What's interesting is that I don't think hunters actually think this way. At least not most of them. A few weeks ago we asked our community to share a deer they'll never forget. Dozens of stories came in. There were mature bucks. There were spikes. There were does. At first, I thought I was looking at a bunch of harvest photos, which was awesome, by the way. Then I started reading. Turns out very few people led with inches; instead, most led with people. One follower talked about his dad, and another about his son.

One said, "The smallest deer I have, but the one I smile the most about." Someone else said, "The smallest buck I've ever killed led me to the hunter I am today."

One comment that really stood out was a hunter admitting that one of his favorite bow hunts ever ended with a small buck, but he almost felt ashamed to share it because he knew social media would judge him. He ended by saying, "Thanks for letting me share."

There it was again... The exact same feeling I'd had seen back in 2020.

The 17-Year-Old Passing 170-Inch Deer

I remembered a conversation I had at the Iowa Deer Classic when Okayest Hunter exhibited there in 2023 or 2024. A 17-year-old kid told me he was passing 170-inch deer because they weren't "big enough."

He wasn't talking about holding out for a specific mature buck he'd been after for years, and I'm all about holding yourself to a standard or goals, but that's not what this was. I think he absorbed the idea that 170 wasn't enough. I remember standing there thinking, how did we get here? How did a 17-year-old arrive at the conclusion that a 170-inch whitetail wasn't worth shooting? You've gotta be kidding me. 

That's not woodsmanship, discipline, or patience. It sounds a lot more like comparison, which is the thief of joy. 

Okayest Hunter Is Not Anti-Improvement

I want to be really clear about something, just so it's stated. Okayest Hunter has never been anti-improvement. I feel like calling this out because our name throws people sometimes. They assume we're celebrating mediocrity. We're not.

Of course I want to become a better hunter every year. I want to scout smarter. Shoot better. Learn more. Become a better woodsman. Take ethical shots, and understand deer behavior better. I mean, I hope I'm a much better hunter ten years from now than I am today.

Growth matters. Craft matters. Effort matters.

What I'm pushing back on is the idea that there's only one way to measure whether you've grown. The hunter who finally killed his first spike after three seasons of trying improved, or the adult-onset hunter who punched their first tag improved. The dad who spent the whole season helping his kid fill their tag improved. None of those accomplishments become less meaningful because another buck somewhere scored twenty inches bigger.

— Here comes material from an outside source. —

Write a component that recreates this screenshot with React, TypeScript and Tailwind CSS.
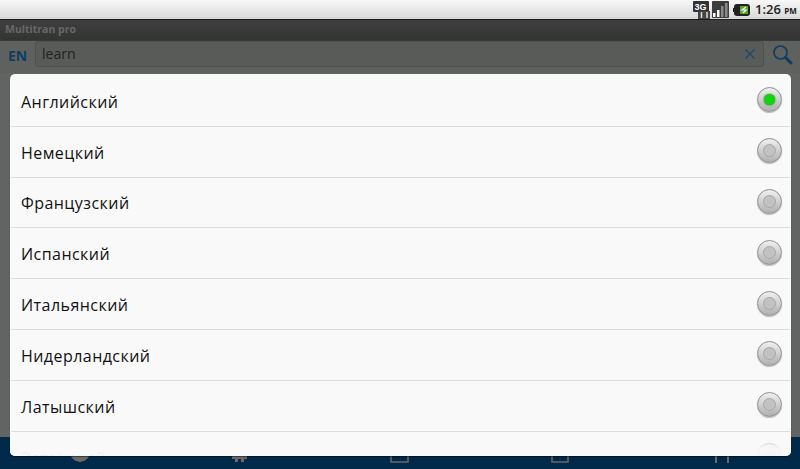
import React from "react";

const langs = ["Английский", "Немецкий", "Французский", "Испанский", "Итальянский", "Нидерландский", "Латышский", "Эстонский"];

function Radio({ on }: { on: boolean }) {
  return (
    <div className="w-[25px] h-[25px] -translate-y-[1px] rounded-full bg-gradient-to-b from-[#f0f0f0] to-[#b0b0b0] border border-[#8f8f8f] flex items-center justify-center shrink-0 shadow-[0_1px_1px_rgba(0,0,0,0.25)]">
      {on ? (
        <div className="w-[11px] h-[11px] rounded-full bg-[#12d312] shadow-[0_0_2px_#0a7a0a]" />
      ) : (
        <div className="w-[13px] h-[13px] rounded-full bg-[#c2c2c2] border border-[#a8a8a8]" />
      )}
    </div>
  );
}

export default function App() {
  return (
    <div className="relative w-[800px] h-[469px] overflow-hidden bg-[#626463] font-['Open_Sans','DejaVu_Sans',sans-serif]">
      {/* Status bar */}
      <div className="h-[19px] bg-gradient-to-b from-[#f8f8f8] to-[#d8d8d8] flex items-center justify-end pr-[5px]">
        <svg width="17" height="18" viewBox="0 0 17 18">
          <rect x="0" y="0" width="16" height="11" rx="1" fill="#333" />
          <text x="1.5" y="9" fontSize="9" fontWeight="700" fill="#fff" fontFamily="Liberation Sans">3G</text>
          <rect x="5" y="10" width="12" height="8" fill="#444" />
          <path d="M8.5 11v6M14 11v6" stroke="#ddd" strokeWidth="1.5" />
        </svg>
        <svg width="17" height="17" viewBox="0 0 17 17" className="ml-[2px]">
          <rect width="17" height="17" rx="1" fill="#3c3c3c" />
          <rect x="1" y="12" width="2.5" height="4" fill="#fff" />
          <rect x="5" y="9" width="2.5" height="7" fill="#fff" />
          <rect x="9" y="5" width="2.5" height="11" fill="#8a8a8a" />
          <rect x="13" y="2" width="2.5" height="14" fill="#8a8a8a" />
        </svg>
        <svg width="17" height="12" viewBox="0 0 17 12" className="ml-[4px]">
          <rect x="1" y="0" width="16" height="12" rx="3" fill="#222" />
          <rect x="0" y="4" width="2" height="4" fill="#222" />
          <rect x="7" y="2" width="8" height="8" fill="#58a52c" />
          <path d="M13 3 9 6h4l-3 3" stroke="#fff" strokeWidth="1.2" fill="none" />
        </svg>
        <span className="ml-[5px] w-[40px] whitespace-nowrap text-right text-[13px] font-semibold text-[#222] leading-none">
          1:26 <span className="text-[8px] font-bold">PM</span>
        </span>
      </div>

      {/* Title bar */}
      <div className="h-[21px] border-t border-[#1c1c1c] bg-gradient-to-b from-[#3e3f3e] to-[#333433] pl-[5px] pb-[1px] flex items-center">
        <span className="text-[10.5px] font-bold text-[#666866] leading-none">Multitran pro</span>
      </div>

      {/* Search row */}
      <div className="h-[33px] bg-[#5f615f] border-t border-[#3a3a3a] flex items-start pl-[8px] pr-[7px]">
        <span className="w-[27px] mt-[8px] text-[14px] font-bold text-[#0e3d63] leading-none">EN</span>
        <div className="flex-1 h-[26px] rounded-[3px] bg-[#595b59] border border-[#4f514f] flex items-center justify-between pl-[6px] pr-[7px]">
          <span className="text-[14px] text-[#222] leading-none">learn</span>
          <svg width="12" height="12" viewBox="0 0 12 12">
            <path d="M1.5 1.5 10.5 10.5M10.5 1.5 1.5 10.5" stroke="#174a70" strokeWidth="1.2" />
          </svg>
        </div>
        <svg width="21" height="21" viewBox="0 0 21 21" className="ml-[8px] mt-[3px]">
          <circle cx="8.5" cy="8.5" r="6.5" fill="none" stroke="#0e3d63" strokeWidth="1.7" />
          <path d="M13.5 13.5 19 19" stroke="#0e3d63" strokeWidth="3" strokeLinecap="round" />
        </svg>
      </div>

      {/* Bottom bar behind the dialog */}
      <div className="absolute left-0 right-0 bottom-0 h-[32px] bg-[#012a4a]">
        <svg width="800" height="32" viewBox="0 0 800 32" className="absolute inset-0">
          <circle cx="80" cy="15" r="10" fill="#6a6a6a" />
          <path d="M232 19h15v3h-3v3h-3v-3h-3v3h-3v-3h-3z" fill="#6a6a6a" />
          <rect x="391" y="15" width="17" height="10" fill="none" stroke="#6a6a6a" strokeWidth="1.5" />
          <rect x="552" y="15" width="16" height="10" fill="none" stroke="#6a6a6a" strokeWidth="1.5" />
          <path d="M716 16v10M728 16v10" stroke="#6a6a6a" strokeWidth="2" />
        </svg>
      </div>

      {/* Dialog */}
      <div className="absolute left-[10px] top-[74px] w-[781px] h-[382px] pt-[2px] rounded-[5px] bg-[#f9f9f9] overflow-hidden shadow-[0_1px_1px_rgba(0,0,0,0.5)]">
        {langs.map((l, i) => (
          <div
            key={l}
            className={`h-[50.8px] mx-[1px] flex items-center justify-between pl-[10px] pr-[8px] ${i < 7 ? "border-b border-[#dcdcdc]" : ""}`}
          >
            <span className="text-[16px] translate-y-[1px] text-[#111] leading-none tracking-[0.45px]">{l}</span>
            <Radio on={i === 0} />
          </div>
        ))}
        <div className="absolute left-0 right-0 bottom-0 h-[24px] bg-gradient-to-b from-[#f9f9f9]/0 from-0% to-[#f9f9f9]/95 to-70%" />
      </div>
    </div>
  );
}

Maybe that's where Okayest Hunter has always been different. We've never rejected aspiration. I think we've just made room for more of it.

Some people dream about a Boone & Crockett buck, myself included. Literally had a dream about a giant the other night. Guess what others dream about? Some dream about hearing their kid whisper, "I see one." Some people want to climb all the way to the top of the mountain, while others are perfectly content to make it to the first overlook, crack a beer with their buddies, and tell stories about the hike.

Here's the thing: neither person is wrong. I think the mistake is pretending only one of them had a successful day.

We Don't Need Fewer Big Buck Stories. We Need More Room for Everything Else.

I don't know that we'll ever untangle the institutionalization of antlers. Maybe we shouldn't. Giant bucks deserve to be celebrated. Record books have their place. The challenge of hunting mature animals is real, and so is the accomplishment. I just don't think those stories should consume all the oxygen.

If the last few years have taught me anything as a deer hunter, podcaster, business owner in this space... it's this: hunters don't naturally tell antler stories. They tell human stories. Stories about family. Friendship. Persistence. Failure. Growth. Tradition. Meals shared around a table. The people who taught us. The people we miss.

The deer simply gives those stories a place to happen, and if we're not careful, those stories can get snuffed out by the smoke of antlers.

I don't think we need fewer stories about giant bucks. I just think we need more room for everything else, because long after we forget what a deer scored, I bet we'll all still remember who was standing beside us when it happened and I think anyone reading this will agree.